SC stays Uttarakhand HC order on Ganga, Yamuna living entity status

The order came from a Supreme Court bench on a plea by the Uttarakhand government against the March 20 ruling of the high court. The petition said the high court verdict raised several legal questions and administrative issues.

By: Express News Service | New Delhi | Published:July 8, 2017 12:53 am
uttarakhand high court, ganga living entity, yamuna living entity, supreme court, india news The high court’s order had come on a PIL by Hardwar-resident Mohammed Salim regarding illegal sandmining and stone crushing along the banks of the Ganga. (Representational Image)

The Supreme Court on Friday stayed the Uttarakhand High Court order according the status of “living human entity” to Ganga and Yamuna rivers.

The order came from a bench of Chief Justice of India J S Khehar and Justice D Y Chandrachud on a plea by the Uttarakhand government against the March 20 ruling of the high court. The petition said the high court verdict raised several legal questions and administrative issues.

The high court’s order had come on a PIL by Hardwar-resident Mohammed Salim regarding illegal sandmining and stone crushing along the banks of the Ganga.

The order issued in exercise of parens patrie (authority regarded as legal protector of citizens who are unable to protect themselves) jurisdiction said “the rivers Ganga and Yamuna, all their tributaries, streams, every natural water flowing with flow continuously or intermittently of these rivers, are declared as juristic/legal persons/living entities having the status of a legal person with all corresponding rights, duties and liabilities of a living person in order to preserve and conserve river Ganga and Yamuna”.

It also declared the Director of the Namami Gange project, the Chief Secretary of Uttarakhand and the Advocate General of the state “loco parents” — the human faces to protect, conserve and preserve the rivers and their tributaries. “These officers are bound to uphold the status of the rivers Ganges and Yamuna and also to promote the health and well-being of these rivers,” it said.
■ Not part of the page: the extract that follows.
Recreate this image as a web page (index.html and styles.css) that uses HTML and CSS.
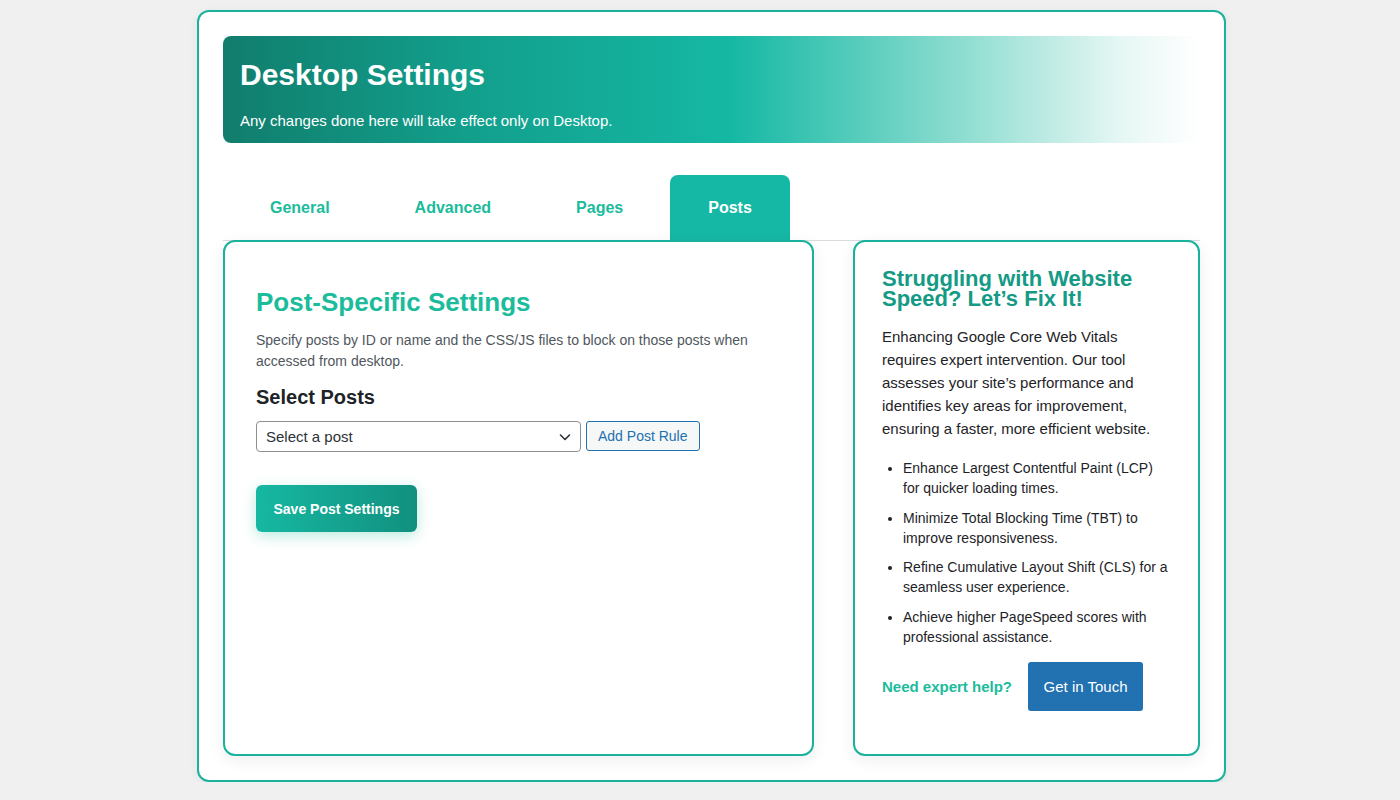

The order had put the state government in a quandary. Since the rivers flow through several states, only the Centre could frame rules for their management. The ruling also raised questions like whether the victim of a flood in the rivers can sue the state for damages and also about whether the state and its officers will be liable in case of pollution in the rivers in another state through which it flows.